Sept. 17, 2013: The Costa Concordia lies on its side on the Tuscan Island of Giglio, Italy, early Tuesday morning. Using a vast system of steel cables and pulleys, maritime engineers on Monday gingerly winched the massive hull of the Costa Concordia off the reef where the cruise ship capsized in January 2012 and are poised to set it upright. (AP)
Sept. 16, 2013 - The Costa Concordia ship lies on its side on the Tuscan Island of Giglio, Italy. Engineers succeeded in wresting the hull of the shipwrecked Costa Concordia from the Italian reef where it has been stuck since it capsized in January 2012, leaving them cautiously optimistic they can rotate the luxury liner upright and eventually tow it away. Never before has such an enormous cruise ship been righted, and the crippled Concordia didn't budge for the first three hours after the operation began. (AP)

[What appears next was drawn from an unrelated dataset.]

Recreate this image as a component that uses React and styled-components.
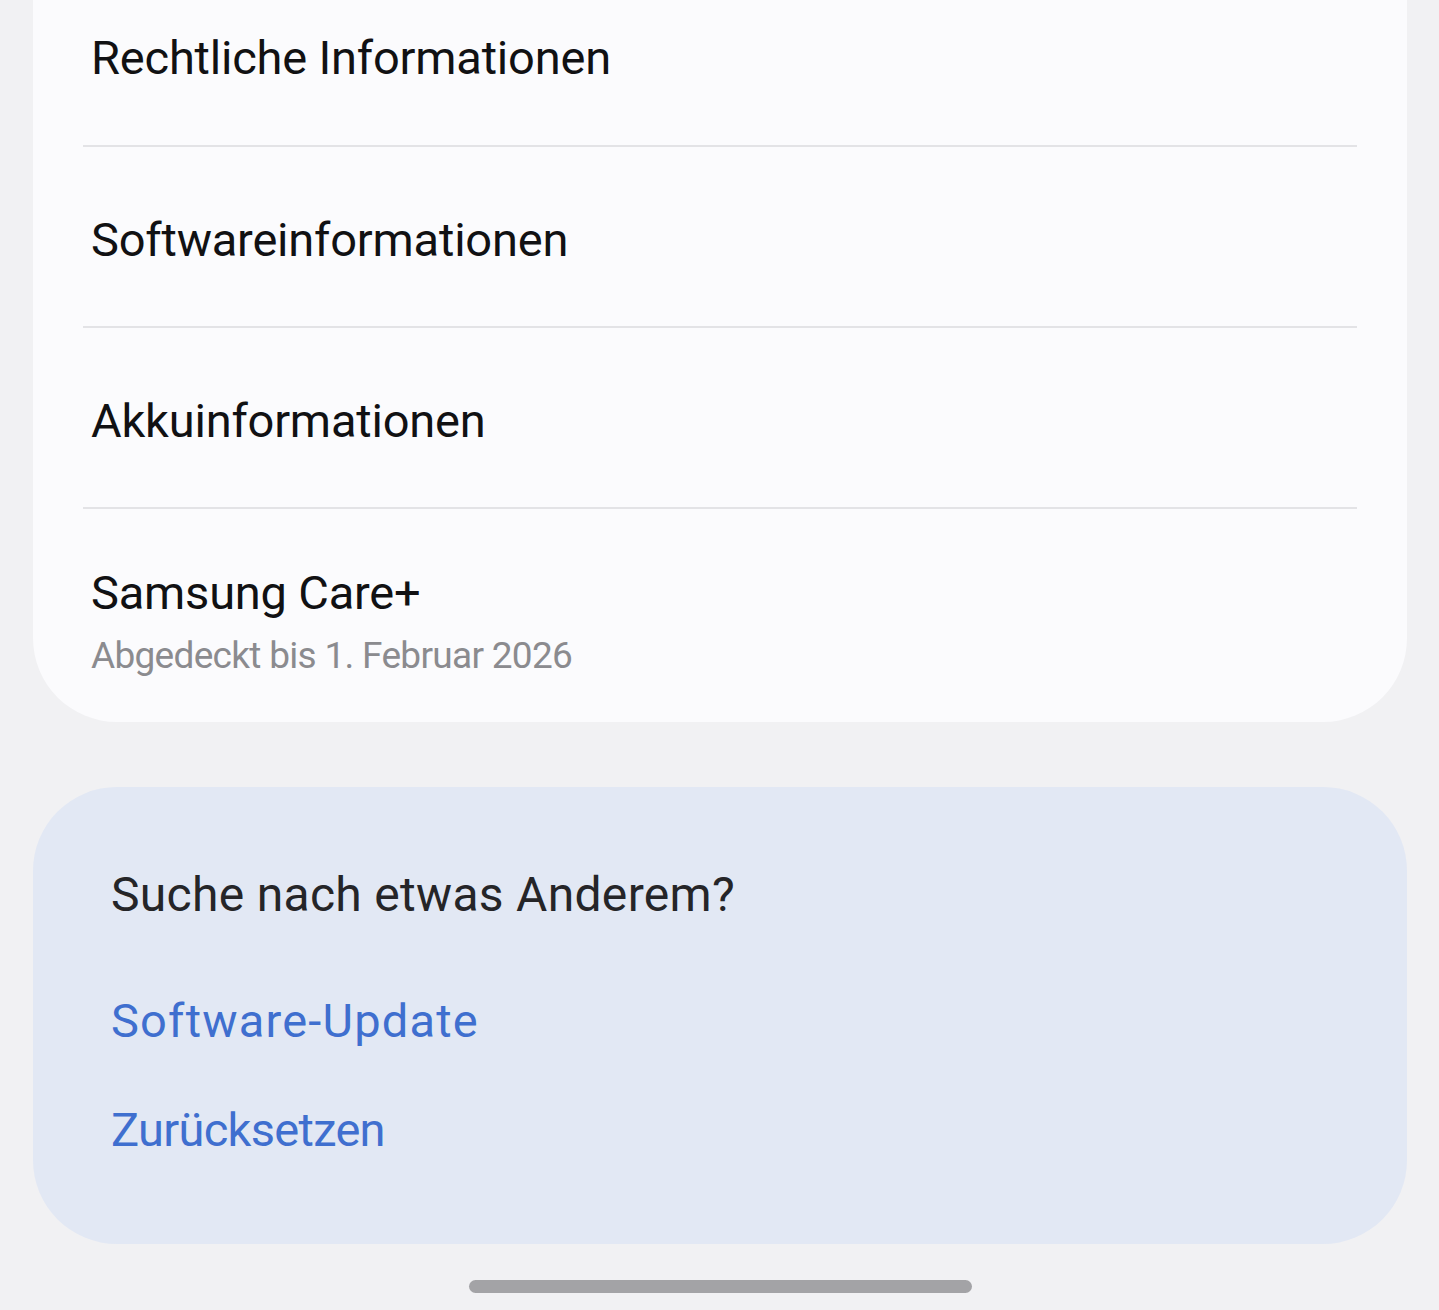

September 16, 2013: Reporters watch the Costa Concordia ship lying on its side on the Tuscan Island of Giglio, Italy. An international team of engineers is trying a never-before attempted strategy to set upright the luxury liner, which capsized after striking a reef in 2012 killing 32 people. (AP Photo)
GIGLIO ISLAND, Italy – Engineers have declared the crippled Costa Concordia cruise ship completely upright after a 19-hour operation to pull it from its side where it capsized last year off Tuscany.
Shortly after 4 a.m. Tuesday, a foghorn rang out on Giglio Island and the head of Italy's Civil Protection agency, Franco Gabrielli, announced that the ship had reached vertical and that the operation to rotate it was complete.
Applause rang out among firefigters in the tent where Gabrielli and other project engineers made the announcement.
Officials said there was no apparent pollution in the waters around the ship as a result of the operation.